Common use of Survival of Representations, Warranties and Obligations Clause in Contracts

Survival of Representations, Warranties and Obligations. All representations and warranties of the parties hereto contained in this Agreement or any certificate delivered pursuant hereto shall survive the Closing and remain in full force and effect for a period of fifteen (15) months following the Closing Date (at which time the right to indemnification with respect thereto shall terminate, subject to any notice of claim provided prior to such time as described below); provided, however, that the representations and warranties in Sections 3.1(a) (Organization), 3.2(a) and (b) (Authority of the Seller Parties), 3.6 (Taxes), 3.7(b) (Title to Purchased Assets), 3.23 (No Finder), 4.1 (Organization), 4.2(a) and (b) (Authority of the Buyer), and Section 4.4 (No Finder) (such representations and warranties, collectively, the “Fundamental Representations”) shall each survive the Closing and remain in full force and effect until the fifth (5th) anniversary of the Closing Date (at which time the right to indemnification with respect thereto shall terminate, subject to any notice of claim provided prior to such time as described below) and the representations and warranties in Section 3.19 (Environmental Protection) shall survive the Closing and remain in full force and affect until the fifth (5th) anniversary of the Closing Date (at which time the right to indemnification with respect thereto shall terminate, subject provided prior to such time as described below.
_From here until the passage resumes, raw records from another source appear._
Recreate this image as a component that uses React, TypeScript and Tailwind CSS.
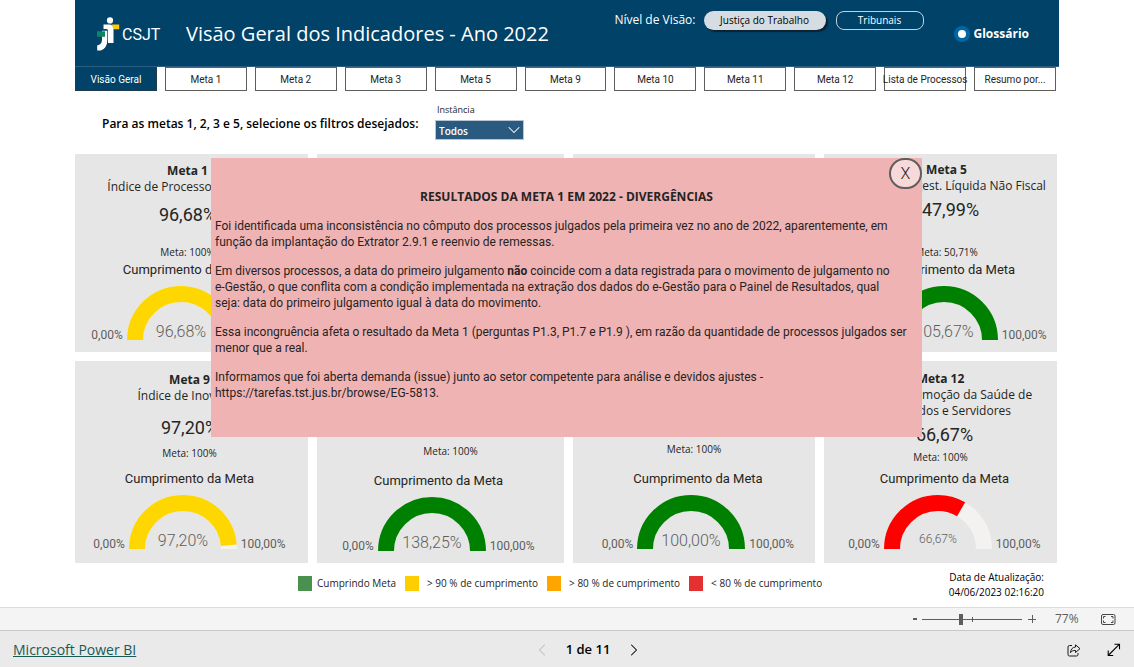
import { useState } from 'react';
import { ChevronDown, ChevronLeft, ChevronRight } from 'lucide-react';

const TABS = [
  'Visão Geral',
  'Meta 1',
  'Meta 2',
  'Meta 3',
  'Meta 5',
  'Meta 9',
  'Meta 10',
  'Meta 11',
  'Meta 12',
  'Lista de Processos',
  'Resumo por...',
];

const LEGEND = [
  { color: 'bg-[#4a9150]', label: 'Cumprindo Meta', gap: 'gap-[5px]' },
  { color: 'bg-[#ffce00]', label: '> 90 % de cumprimento', gap: 'gap-2' },
  { color: 'bg-[#ffa500]', label: '> 80 % de cumprimento', gap: 'gap-2' },
  { color: 'bg-[#e43030]', label: '< 80 % de cumprimento', gap: 'gap-2' },
];

// Half ring: outer radius 54, inner radius 38, drawn as a 16px stroke at radius 46.
function Gauge({ value, label, color, small }: { value: number; label: string; color: string; small?: boolean }) {
  const len = Math.PI * 46;
  const arc = 'M8 54A46 46 0 0 1 100 54';
  return (
    <div className="flex items-end gap-1 text-xs leading-none text-[#605e5c]">
      <span className="-mb-px font-['Roboto']">0,00%</span>
      <svg width="108" height="54" viewBox="0 0 108 54" fill="none" className="shrink-0">
        <path d={arc} stroke="#f3f2f1" strokeWidth="16" />
        <path d={arc} stroke={color} strokeWidth="16" strokeDasharray={`${len * Math.min(value, 1)} ${len * 2}`} />
        <text
          x="54"
          y={small ? 48 : 51}
          textAnchor="middle"
          fill="#605e5c"
          className={small ? "font-['Roboto'] text-xs font-light" : "font-['Roboto'] text-base font-light"}
        >
          {label}
        </text>
      </svg>
      <span className="-mb-px font-['Roboto']">100,00%</span>
    </div>
  );
}

interface CardProps {
  title?: string;
  subtitle?: string[];
  result?: string;
  target: string;
  value: number;
  label: string;
  color: string;
  className?: string;
  resultClass?: string;
  targetClass?: string;
  gaugeClass?: string;
  small?: boolean;
}

function Card({
  title,
  subtitle = [],
  result,
  target,
  value,
  label,
  color,
  className = 'pt-2 pb-3',
  resultClass = '',
  targetClass = '',
  gaugeClass = '',
  small,
}: CardProps) {
  return (
    <article className={`flex flex-col items-center overflow-hidden whitespace-nowrap bg-[#e6e6e6] ${className}`}>
      {title && <h2 className="text-xs font-bold leading-4">{title}</h2>}
      {subtitle.map((s) => (
        <p key={s} className="text-xs leading-4">
          {s}
        </p>
      ))}
      {result && <p className={`font-['Roboto'] text-lg leading-5 ${resultClass}`}>{result}</p>}
      <div className="mt-auto flex flex-col items-center">
        <p className={`text-[10px] leading-3 ${targetClass}`}>Meta: {target}</p>
        <h3 className={`mb-2 font-['Roboto'] text-[13px] leading-4 ${gaugeClass}`}>Cumprimento da Meta</h3>
        <div className={gaugeClass}>
          <Gauge value={value} label={label} color={color} small={small} />
        </div>
      </div>
    </article>
  );
}

function Logo() {
  return (
    <svg width="66" height="36" viewBox="0 0 66 36" className="shrink-0" role="img" aria-label="CSJT">
      <circle cx="14" cy="4.400" r="3.100" fill="#fff" />
      <path d="M7.500 8.500H13q4.500 0 4.500 4.500V27H12V14.500q0-1.500-1.500-1.500h-3z" fill="#fff" />
      <path d="M6 14.800h5.300v9q0 8.500-6.500 10.700H1.200v-5Q6 28.500 6 23.500z" fill="#fff" />
      <path d="M1 15.300h8v5.500H1z" fill="#0b8467" />
      <path d="M15.500 8.500h7.700v4.800h-6q0-2.500-1.700-4.800z" fill="#ffc90e" />
      <text x="26" y="24" fill="#fff" className="font-['Roboto'] text-base">
        CSJT
      </text>
    </svg>
  );
}

function Notice({ onClose }: { onClose: () => void }) {
  return (
    <div
      role="dialog"
      aria-labelledby="notice-title"
      className="absolute left-[136px] right-[135px] top-1 h-[279px] whitespace-nowrap bg-[#f0b3b3] px-1 pt-[31px] text-xs leading-4"
    >
      <button
        type="button"
        onClick={onClose}
        className="absolute right-0 top-0 flex h-[31px] w-[33px] items-center justify-center rounded-full border-2 border-[#605e5c] bg-[#f8d9d9] font-['Roboto'] text-base font-light"
      >
        X
      </button>
      <h2 id="notice-title" className="text-center font-bold">
        RESULTADOS DA META 1 EM 2022 - DIVERGÊNCIAS
      </h2>
      <div className="mt-[13px] flex flex-col gap-[13px] font-['Roboto']">
        <p>
          Foi identificada uma inconsistência no cômputo dos processos julgados pela primeira vez no ano de 2022,
          aparentemente, em
          <br />
          função da implantação do Extrator 2.9.1 e reenvio de remessas.
        </p>
        <p>
          Em diversos processos, a data do primeiro julgamento <b>não</b> coincide com a data registrada para o
          movimento de julgamento no
          <br />
          e-Gestão, o que conflita com a condição implementada na extração dos dados do e-Gestão para o Painel de
          Resultados, qual
          <br />
          seja: data do primeiro julgamento igual à data do movimento.
        </p>
        <p>
          Essa incongruência afeta o resultado da Meta 1 (perguntas P1.3, P1.7 e P1.9 ), em razão da quantidade de
          processos julgados ser
          <br />
          menor que a real.
        </p>
        <p>
          Informamos que foi aberta demanda (issue) junto ao setor competente para análise e devidos ajustes -
          <br />
          https://tarefas.tst.jus.br/browse/EG-5813.
        </p>
      </div>
    </div>
  );
}

export default function App() {
  const [tab, setTab] = useState(TABS[0]);
  const [open, setOpen] = useState(true);
  const [zoom, setZoom] = useState(77);

  return (
    <div className="flex min-h-screen flex-col bg-white font-['Open_Sans','Noto_Sans',sans-serif] text-[#252423]">
      <main className="mx-auto w-full max-w-[984px] flex-1">
        <header className="flex h-[67px] items-start border-b border-[#2b5d82] bg-[#004268] pl-[21px] text-white">
          <div className="pt-4">
            <Logo />
          </div>
          <h1 className="ml-6 pt-5 text-xl leading-7">Visão Geral dos Indicadores - Ano 2022</h1>
          <div className="ml-auto flex items-center pt-[10px]">
            <span className="mr-2 text-xs leading-5">Nível de Visão:</span>
            <button
              type="button"
              className="h-[19px] w-[122px] rounded-full bg-[#d6dde2] text-[10px] text-black shadow-[2px_2px_1px_#0b2234]"
            >
              Justiça do Trabalho
            </button>
            <button type="button" className="ml-[10px] h-[19px] w-[88px] rounded-lg border border-[#c5d2dc] text-[10px]">
              Tribunais
            </button>
          </div>
          <a href="#glossario" className="mx-[30px] flex items-center gap-1 pt-6 text-xs font-bold leading-5">
            <svg width="16" height="16" viewBox="0 0 16 16">
              <circle cx="8" cy="8" r="8" fill="#0067a5" />
              <circle cx="8" cy="8" r="4" fill="#fff" />
            </svg>
            Glossário
          </a>
        </header>

        <nav className="mr-[3px] grid grid-cols-11 gap-2">
          {TABS.map((t) => (
            <button
              key={t}
              type="button"
              onClick={() => setTab(t)}
              className={
                "flex h-6 items-center justify-center whitespace-nowrap border font-['Roboto'] text-[10px] " +
                (t === tab ? 'border-[#1f3b50] bg-[#004268] text-white' : 'border-[#605e5c] bg-white')
              }
            >
              {t}
            </button>
          ))}
        </nav>

        <div className="flex h-[63px] items-start pl-[27px]">
          <p className="w-[333px] whitespace-nowrap pt-[25px] text-xs font-semibold leading-4 text-black">
            Para as metas 1, 2, 3 e 5, selecione os filtros desejados:
          </p>
          <div className="flex flex-col pt-3">
            <label htmlFor="instancia" className="pl-[2px] text-[9px] leading-[14px]">
              Instância
            </label>
            <div className="relative mt-[3px]">
              <select
                id="instancia"
                className="block h-5 w-[89px] appearance-none border border-[#b9c6d2] bg-[#2b5a80] pl-[3px] pt-[2px] text-[10px] font-semibold text-white"
              >
                <option>Todos</option>
              </select>
              <ChevronDown className="pointer-events-none absolute right-0 top-0 size-5 text-white" strokeWidth={1.25} />
            </div>
          </div>
        </div>

        <section className="relative mr-[2px] grid grid-cols-[233fr_247fr_242fr_233fr] grid-rows-[198px_202px] gap-[9px]">
          <Card
            title="Meta 1"
            subtitle={['Índice de Processos Julgados']}
            result="96,68%"
            resultClass="mt-[10px]"
            target="100%"
            targetClass="mb-1"
            value={0.9668}
            label="96,68%"
            color="#ffd700"
            className="pt-[9px] pr-2 pb-3"
          />
          <article className="bg-[#e6e6e6]" />
          <article className="bg-[#e6e6e6]" />
          <Card
            title="Meta 5"
            subtitle={['Taxa de Congest. Líquida Não Fiscal']}
            result="47,99%"
            resultClass="mt-[6px] pl-2"
            target="50,71%"
            targetClass="mb-1"
            gaugeClass="pl-2"
            value={1.0567}
            label="105,67%"
            color="#008000"
            className="pt-2 pb-3 pl-3"
          />
          <Card
            title="Meta 9"
            subtitle={['Índice de Inovação']}
            result="97,20%"
            resultClass="mt-[14px]"
            target="100%"
            targetClass="mb-3"
            value={0.972}
            label="97,20%"
            color="#ffd700"
            className="pt-[11px] pr-1 pb-[14px]"
          />
          <Card
            target="100%"
            targetClass="mb-4 pl-5"
            gaugeClass="pr-1"
            value={1.3825}
            label="138,25%"
            color="#008000"
          />
          <Card
            target="100%"
            targetClass="mb-4"
            gaugeClass="pl-2"
            value={1}
            label="100,00%"
            color="#008000"
            className="pb-[14px]"
          />
          <Card
            title="Meta 12"
            subtitle={['Índice de Promoção da Saúde de', 'Magistrados e Servidores']}
            result="66,67%"
            resultClass="mt-[6px] pl-2"
            target="100%"
            targetClass="mb-2"
            gaugeClass="pl-2"
            value={0.6667}
            label="66,67%"
            color="#ff0000"
            className="pt-[10px] pb-[14px]"
            small
          />
          {open && <Notice onClose={() => setOpen(false)} />}
        </section>

        <div className="flex items-start justify-between pl-[223px] pr-[15px] pt-[7px] text-[10px]">
          <ul className="flex gap-[9px] whitespace-nowrap pt-[6px]">
            {LEGEND.map((l) => (
              <li key={l.label} className={`flex items-center ${l.gap}`}>
                <span className={`h-[15px] w-[14px] ${l.color}`} />
                {l.label}
              </li>
            ))}
          </ul>
          <p className="text-right leading-[15px] text-black">
            Data de Atualização:
            <br />
            04/06/2023 02:16:20
          </p>
        </div>
      </main>

      <div className="flex h-[23px] items-center justify-end border-t border-[#dcdcdc] bg-[#f4f4f4] pr-[18px] text-[#605e5c]">
        <button type="button" aria-label="-" onClick={() => setZoom(zoom - 5)} className="flex size-3 items-center justify-center">
          <span className="h-[2px] w-1 bg-[#605e5c]" />
        </button>
        <div className="relative ml-[1px] flex items-center">
          <input
            type="range"
            aria-label="Zoom"
            min={0}
            max={200}
            value={zoom}
            onChange={(e) => setZoom(Number(e.target.value))}
            className="h-[11px] w-[100px] appearance-none bg-transparent [&::-webkit-slider-runnable-track]:h-px [&::-webkit-slider-runnable-track]:bg-[#605e5c] [&::-webkit-slider-thumb]:-mt-[5px] [&::-webkit-slider-thumb]:h-[11px] [&::-webkit-slider-thumb]:w-1 [&::-webkit-slider-thumb]:appearance-none [&::-webkit-slider-thumb]:bg-[#605e5c]"
          />
          <span className="absolute left-1/2 h-[5px] w-px bg-[#605e5c]" />
        </div>
        <button type="button" aria-label="+" onClick={() => setZoom(zoom + 5)} className="ml-[6px]">
          <svg width="8" height="8" viewBox="0 0 8 8" stroke="#605e5c" fill="none">
            <path d="M0 4.500h8M4.500 0v8" />
          </svg>
        </button>
        <span className="ml-[19px] w-[26px] text-xs">{zoom}%</span>
        <button type="button" aria-label="Ajustar à página" className="ml-5">
          <svg width="15" height="11" viewBox="0 0 15 11" stroke="#484644" fill="none">
            <rect x="0.500" y="0.500" width="13.500" height="10" rx="1.500" />
            <path d="M2.500 4.500v-2h2M10 2.500h2v2M12 6.500v2h-2M4.500 8.500h-2v-2" />
          </svg>
        </button>
      </div>

      <footer className="grid h-[37px] grid-cols-3 items-center border-t border-[#c8c8c8] bg-[#eaeaea] pl-[13px] pr-[13px] pt-[2px]">
        <a href="#powerbi" className="justify-self-start text-sm text-[#195a54] underline">
          Microsoft Power BI
        </a>
        <div className="flex items-center justify-center gap-[14px] whitespace-nowrap pl-[42px] text-[13px] font-semibold text-black">
          <button type="button" aria-label="Anterior" disabled className="text-[#bdbdbd]">
            <ChevronLeft className="size-5" strokeWidth={1.25} />
          </button>
          1 de 11
          <button type="button" aria-label="Próxima">
            <ChevronRight className="size-5" strokeWidth={1.25} />
          </button>
        </div>
        <div className="flex items-center gap-[26px] justify-self-end">
          <button type="button" aria-label="Compartilhar">
            <svg width="14" height="13" viewBox="0 0 14 13" stroke="#1b1a19" fill="none" strokeLinejoin="round">
              <path d="M5 1.500H2.500a1.500 1.500 0 0 0-1.500 1.500v7.500A1.500 1.500 0 0 0 2.500 12h7a1.500 1.500 0 0 0 1.500-1.500V9" />
              <path d="M8.500 0.800 13 4.700 8.500 8.500V6.500C6 6.300 4.500 7 3.500 8.700 3.700 5.500 5.300 3.200 8.500 3z" />
            </svg>
          </button>
          <button type="button" aria-label="Tela inteira">
            <svg width="14" height="14" viewBox="0 0 14 14" stroke="#000" fill="none" strokeWidth="1.100">
              <path d="M7.500 1.200h5v5M12.500 1.200 1.200 12.500M1.200 7.500v5h5" />
            </svg>
          </button>
        </div>
      </footer>
    </div>
  );
}
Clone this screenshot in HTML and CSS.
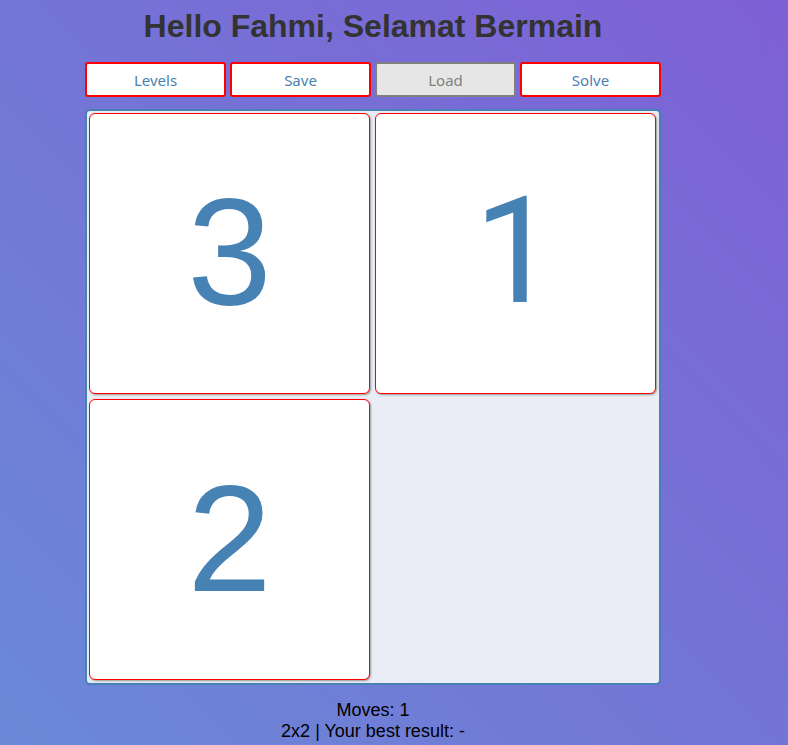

Other than the Fundamental Representations, all representations and warranties of the Seller Parties and their Affiliates contained herein or in any certificate or other instrument or document delivered by the Seller Parties or their Affiliates to the Buyer pursuant to this Agreement are collectively referred to as the “Non-Fundamental Representations”. All of the covenants, agreements or obligations in this Agreement (including those to be performed prior to the Closing) shall survive the consummation of the Closing indefinitely or for the period explicitly specified herein. No claim may be brought under this Agreement unless written notice describing in reasonable detail the facts giving rise to the claim is given on or prior to the last day of the applicable survival period. In the event such notice is given, the right to indemnification with respect thereto shall survive the applicable survival period until such claim is finally resolved and any obligations with respect thereto are fully satisfied.

Appears in 3 contracts

Samples: Asset Purchase Agreement (Media General Inc), Asset Purchase Agreement (Lin Television Corp), Asset Purchase Agreement (Mercury New Holdco, Inc.)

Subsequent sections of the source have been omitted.